Find the lines holding the word "size" and collect them.

Material provided:
>> begin

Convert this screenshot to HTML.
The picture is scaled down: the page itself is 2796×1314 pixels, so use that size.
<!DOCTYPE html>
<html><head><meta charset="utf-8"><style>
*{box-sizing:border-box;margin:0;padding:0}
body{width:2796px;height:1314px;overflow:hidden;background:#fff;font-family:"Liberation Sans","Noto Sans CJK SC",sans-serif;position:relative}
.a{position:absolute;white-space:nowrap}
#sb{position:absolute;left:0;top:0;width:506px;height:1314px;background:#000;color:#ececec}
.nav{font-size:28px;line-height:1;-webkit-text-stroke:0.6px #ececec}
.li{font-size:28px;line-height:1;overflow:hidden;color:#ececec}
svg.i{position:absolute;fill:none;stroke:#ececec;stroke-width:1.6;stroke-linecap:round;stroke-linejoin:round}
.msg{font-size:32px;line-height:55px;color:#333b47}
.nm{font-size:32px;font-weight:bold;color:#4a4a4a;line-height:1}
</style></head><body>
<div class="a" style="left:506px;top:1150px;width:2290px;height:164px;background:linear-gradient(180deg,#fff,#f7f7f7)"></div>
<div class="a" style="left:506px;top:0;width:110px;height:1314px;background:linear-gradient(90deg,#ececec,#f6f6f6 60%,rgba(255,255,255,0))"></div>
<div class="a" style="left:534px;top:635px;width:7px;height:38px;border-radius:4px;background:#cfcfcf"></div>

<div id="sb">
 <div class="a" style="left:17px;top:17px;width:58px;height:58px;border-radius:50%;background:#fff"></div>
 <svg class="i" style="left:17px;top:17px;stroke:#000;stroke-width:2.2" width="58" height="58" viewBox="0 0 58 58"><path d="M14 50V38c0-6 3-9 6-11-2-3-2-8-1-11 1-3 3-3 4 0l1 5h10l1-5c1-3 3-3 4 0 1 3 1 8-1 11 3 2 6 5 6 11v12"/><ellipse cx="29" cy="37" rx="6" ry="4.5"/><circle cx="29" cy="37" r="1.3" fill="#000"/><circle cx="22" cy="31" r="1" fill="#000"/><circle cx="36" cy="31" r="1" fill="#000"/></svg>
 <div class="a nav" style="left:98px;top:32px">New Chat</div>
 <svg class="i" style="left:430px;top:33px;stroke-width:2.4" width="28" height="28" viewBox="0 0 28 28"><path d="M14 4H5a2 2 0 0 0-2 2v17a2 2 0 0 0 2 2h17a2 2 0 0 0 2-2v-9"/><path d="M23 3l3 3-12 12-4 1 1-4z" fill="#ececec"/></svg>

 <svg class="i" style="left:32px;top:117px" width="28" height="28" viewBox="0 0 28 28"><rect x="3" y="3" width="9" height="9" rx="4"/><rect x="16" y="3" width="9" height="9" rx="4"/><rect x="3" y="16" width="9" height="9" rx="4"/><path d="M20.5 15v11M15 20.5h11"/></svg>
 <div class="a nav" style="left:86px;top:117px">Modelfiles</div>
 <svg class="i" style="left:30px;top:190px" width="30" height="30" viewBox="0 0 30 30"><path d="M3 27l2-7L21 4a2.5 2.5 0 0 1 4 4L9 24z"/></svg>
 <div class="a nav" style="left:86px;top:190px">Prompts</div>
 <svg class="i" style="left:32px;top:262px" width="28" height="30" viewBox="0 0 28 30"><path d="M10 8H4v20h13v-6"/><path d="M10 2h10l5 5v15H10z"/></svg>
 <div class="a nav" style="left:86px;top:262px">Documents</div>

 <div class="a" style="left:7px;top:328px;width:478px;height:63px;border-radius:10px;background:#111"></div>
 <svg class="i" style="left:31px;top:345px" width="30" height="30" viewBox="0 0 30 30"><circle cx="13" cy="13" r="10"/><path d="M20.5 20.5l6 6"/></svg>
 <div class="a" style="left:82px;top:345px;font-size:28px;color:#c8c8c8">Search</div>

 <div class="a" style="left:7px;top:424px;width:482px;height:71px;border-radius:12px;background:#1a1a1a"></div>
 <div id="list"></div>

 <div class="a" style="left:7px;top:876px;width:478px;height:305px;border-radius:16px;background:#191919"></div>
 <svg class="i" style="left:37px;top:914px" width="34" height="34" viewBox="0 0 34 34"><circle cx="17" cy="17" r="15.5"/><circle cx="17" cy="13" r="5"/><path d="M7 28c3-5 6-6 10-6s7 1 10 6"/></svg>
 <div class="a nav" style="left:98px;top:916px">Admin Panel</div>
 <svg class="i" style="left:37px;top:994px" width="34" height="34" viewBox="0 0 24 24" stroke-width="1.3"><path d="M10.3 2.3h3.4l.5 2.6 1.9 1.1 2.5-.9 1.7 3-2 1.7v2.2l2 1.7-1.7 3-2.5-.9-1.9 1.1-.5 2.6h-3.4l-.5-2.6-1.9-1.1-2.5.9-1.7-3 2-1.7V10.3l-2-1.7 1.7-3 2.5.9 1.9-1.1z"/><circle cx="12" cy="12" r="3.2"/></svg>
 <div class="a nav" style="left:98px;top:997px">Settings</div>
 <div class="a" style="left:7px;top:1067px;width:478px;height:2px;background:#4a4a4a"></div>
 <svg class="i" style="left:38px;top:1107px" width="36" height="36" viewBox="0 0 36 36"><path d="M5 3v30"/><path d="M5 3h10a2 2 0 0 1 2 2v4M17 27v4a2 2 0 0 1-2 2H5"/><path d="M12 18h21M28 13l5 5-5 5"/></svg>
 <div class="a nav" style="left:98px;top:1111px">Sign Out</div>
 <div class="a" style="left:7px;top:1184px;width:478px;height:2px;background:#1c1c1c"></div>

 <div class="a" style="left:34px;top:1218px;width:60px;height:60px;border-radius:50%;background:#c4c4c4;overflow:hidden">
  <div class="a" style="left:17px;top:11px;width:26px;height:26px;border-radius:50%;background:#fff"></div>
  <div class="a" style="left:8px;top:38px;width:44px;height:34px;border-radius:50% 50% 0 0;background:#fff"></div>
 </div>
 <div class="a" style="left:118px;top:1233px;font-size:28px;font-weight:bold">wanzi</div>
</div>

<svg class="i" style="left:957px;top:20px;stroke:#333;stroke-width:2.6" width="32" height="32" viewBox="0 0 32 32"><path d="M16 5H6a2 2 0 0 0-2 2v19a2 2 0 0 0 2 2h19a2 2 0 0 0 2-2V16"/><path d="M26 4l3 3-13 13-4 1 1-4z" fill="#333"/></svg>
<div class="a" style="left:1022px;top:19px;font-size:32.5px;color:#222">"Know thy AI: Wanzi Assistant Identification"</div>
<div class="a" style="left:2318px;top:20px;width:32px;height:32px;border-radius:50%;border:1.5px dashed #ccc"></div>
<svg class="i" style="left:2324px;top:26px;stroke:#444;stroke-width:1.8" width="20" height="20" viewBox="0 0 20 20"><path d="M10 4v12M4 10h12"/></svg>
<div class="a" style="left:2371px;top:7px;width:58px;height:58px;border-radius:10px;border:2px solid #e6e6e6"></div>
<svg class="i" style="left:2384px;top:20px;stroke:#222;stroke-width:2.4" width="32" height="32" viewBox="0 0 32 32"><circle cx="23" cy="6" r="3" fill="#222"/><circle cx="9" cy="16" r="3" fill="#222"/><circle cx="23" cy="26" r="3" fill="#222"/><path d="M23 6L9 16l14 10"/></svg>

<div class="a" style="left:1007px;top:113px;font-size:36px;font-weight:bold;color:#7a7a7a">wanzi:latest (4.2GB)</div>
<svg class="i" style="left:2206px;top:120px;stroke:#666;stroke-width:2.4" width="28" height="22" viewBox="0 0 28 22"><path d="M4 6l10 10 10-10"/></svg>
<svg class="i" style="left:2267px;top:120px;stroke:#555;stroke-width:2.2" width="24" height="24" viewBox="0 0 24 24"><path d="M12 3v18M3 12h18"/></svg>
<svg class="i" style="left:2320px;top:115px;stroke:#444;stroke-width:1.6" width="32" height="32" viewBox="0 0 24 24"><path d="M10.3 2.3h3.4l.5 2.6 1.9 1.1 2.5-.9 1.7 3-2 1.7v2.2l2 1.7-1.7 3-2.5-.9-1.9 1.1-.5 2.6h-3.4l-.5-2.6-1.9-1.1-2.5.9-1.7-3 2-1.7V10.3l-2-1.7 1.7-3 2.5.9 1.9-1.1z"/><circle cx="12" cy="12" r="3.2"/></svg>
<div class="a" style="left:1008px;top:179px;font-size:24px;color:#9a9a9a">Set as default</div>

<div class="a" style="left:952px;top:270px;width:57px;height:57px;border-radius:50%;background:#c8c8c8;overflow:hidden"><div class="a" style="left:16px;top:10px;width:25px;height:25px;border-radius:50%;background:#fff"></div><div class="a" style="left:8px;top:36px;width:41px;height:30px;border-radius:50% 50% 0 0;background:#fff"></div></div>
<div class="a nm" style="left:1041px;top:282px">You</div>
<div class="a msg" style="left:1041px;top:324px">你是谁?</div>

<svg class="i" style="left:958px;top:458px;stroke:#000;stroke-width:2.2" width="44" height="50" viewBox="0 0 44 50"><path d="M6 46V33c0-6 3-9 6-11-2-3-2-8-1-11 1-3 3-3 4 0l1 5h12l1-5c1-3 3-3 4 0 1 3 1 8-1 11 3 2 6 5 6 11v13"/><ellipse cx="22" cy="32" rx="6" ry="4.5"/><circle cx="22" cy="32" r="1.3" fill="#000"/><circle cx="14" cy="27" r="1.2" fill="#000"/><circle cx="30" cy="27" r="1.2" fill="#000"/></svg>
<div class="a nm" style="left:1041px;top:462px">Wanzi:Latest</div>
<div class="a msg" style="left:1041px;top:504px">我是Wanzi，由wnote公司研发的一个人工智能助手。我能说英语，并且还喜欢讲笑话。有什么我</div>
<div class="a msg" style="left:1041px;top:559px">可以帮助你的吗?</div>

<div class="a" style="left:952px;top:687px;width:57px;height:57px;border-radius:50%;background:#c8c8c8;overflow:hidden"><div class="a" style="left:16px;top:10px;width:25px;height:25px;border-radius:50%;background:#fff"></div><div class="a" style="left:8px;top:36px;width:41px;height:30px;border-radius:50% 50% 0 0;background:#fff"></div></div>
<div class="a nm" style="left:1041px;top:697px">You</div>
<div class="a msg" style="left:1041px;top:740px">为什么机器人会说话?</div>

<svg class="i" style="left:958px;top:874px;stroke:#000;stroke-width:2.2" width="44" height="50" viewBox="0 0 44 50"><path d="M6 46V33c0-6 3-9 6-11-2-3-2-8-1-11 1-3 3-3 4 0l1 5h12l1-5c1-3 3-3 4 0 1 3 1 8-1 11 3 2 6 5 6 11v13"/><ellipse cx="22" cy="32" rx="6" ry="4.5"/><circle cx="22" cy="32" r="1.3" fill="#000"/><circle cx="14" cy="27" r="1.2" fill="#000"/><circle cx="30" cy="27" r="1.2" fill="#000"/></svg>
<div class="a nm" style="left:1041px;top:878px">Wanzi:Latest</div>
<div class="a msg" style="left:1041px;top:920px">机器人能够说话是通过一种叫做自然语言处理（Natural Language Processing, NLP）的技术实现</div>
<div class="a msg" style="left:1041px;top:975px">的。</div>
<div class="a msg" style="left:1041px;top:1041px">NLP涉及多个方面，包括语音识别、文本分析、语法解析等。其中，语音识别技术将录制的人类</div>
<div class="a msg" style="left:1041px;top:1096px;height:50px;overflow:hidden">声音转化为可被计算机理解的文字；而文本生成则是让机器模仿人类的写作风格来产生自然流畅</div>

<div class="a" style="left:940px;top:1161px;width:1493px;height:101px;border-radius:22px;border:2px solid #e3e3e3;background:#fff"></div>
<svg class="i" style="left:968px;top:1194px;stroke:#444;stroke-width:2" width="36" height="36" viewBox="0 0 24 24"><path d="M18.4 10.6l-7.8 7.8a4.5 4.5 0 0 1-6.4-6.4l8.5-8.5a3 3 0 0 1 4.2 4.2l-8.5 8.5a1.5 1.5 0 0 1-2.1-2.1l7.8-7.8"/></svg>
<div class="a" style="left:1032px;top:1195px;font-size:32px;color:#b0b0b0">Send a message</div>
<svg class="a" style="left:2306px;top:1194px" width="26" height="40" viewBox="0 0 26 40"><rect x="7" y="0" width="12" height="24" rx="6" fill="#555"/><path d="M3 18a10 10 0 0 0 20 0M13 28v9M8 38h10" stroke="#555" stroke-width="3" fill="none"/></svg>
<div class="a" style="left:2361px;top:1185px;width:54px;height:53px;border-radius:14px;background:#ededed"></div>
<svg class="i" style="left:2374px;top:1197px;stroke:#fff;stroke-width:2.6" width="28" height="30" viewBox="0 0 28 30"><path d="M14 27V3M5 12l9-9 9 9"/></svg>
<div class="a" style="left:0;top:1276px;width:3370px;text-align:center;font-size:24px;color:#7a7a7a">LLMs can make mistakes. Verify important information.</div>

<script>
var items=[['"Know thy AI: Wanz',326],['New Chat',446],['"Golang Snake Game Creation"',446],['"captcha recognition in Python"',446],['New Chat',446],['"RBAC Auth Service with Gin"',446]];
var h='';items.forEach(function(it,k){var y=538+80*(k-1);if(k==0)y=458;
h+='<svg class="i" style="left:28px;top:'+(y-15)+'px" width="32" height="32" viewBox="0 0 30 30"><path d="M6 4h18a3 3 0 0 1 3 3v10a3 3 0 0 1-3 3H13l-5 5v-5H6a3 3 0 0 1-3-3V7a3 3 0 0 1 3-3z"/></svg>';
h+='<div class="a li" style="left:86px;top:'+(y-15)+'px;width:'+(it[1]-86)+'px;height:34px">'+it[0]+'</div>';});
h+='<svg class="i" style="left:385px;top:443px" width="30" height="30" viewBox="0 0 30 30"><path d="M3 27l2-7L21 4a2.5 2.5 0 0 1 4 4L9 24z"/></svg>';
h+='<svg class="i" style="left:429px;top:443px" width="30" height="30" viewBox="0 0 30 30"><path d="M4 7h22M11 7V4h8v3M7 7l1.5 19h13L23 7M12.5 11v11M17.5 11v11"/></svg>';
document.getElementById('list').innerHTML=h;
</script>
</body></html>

>> end

Written answer:
The picture is scaled down: the page itself is 2796×1314 pixels, so use that size.
.nav{font-size:28px;line-height:1;-webkit-text-stroke:0.6px #ececec}
.li{font-size:28px;line-height:1;overflow:hidden;color:#ececec}
.msg{font-size:32px;line-height:55px;color:#333b47}
.nm{font-size:32px;font-weight:bold;color:#4a4a4a;line-height:1}
 <div class="a" style="left:82px;top:345px;font-size:28px;color:#c8c8c8">Search</div>
 <div class="a" style="left:118px;top:1233px;font-size:28px;font-weight:bold">wanzi</div>
<div class="a" style="left:1022px;top:19px;font-size:32.5px;color:#222">"Know thy AI: Wanzi Assistant Identification"</div>
<div class="a" style="left:1007px;top:113px;font-size:36px;font-weight:bold;color:#7a7a7a">wanzi:latest (4.2GB)</div>
<div class="a" style="left:1008px;top:179px;font-size:24px;color:#9a9a9a">Set as default</div>
<div class="a" style="left:1032px;top:1195px;font-size:32px;color:#b0b0b0">Send a message</div>
<div class="a" style="left:0;top:1276px;width:3370px;text-align:center;font-size:24px;color:#7a7a7a">LLMs can make mistakes. Verify important information.</div>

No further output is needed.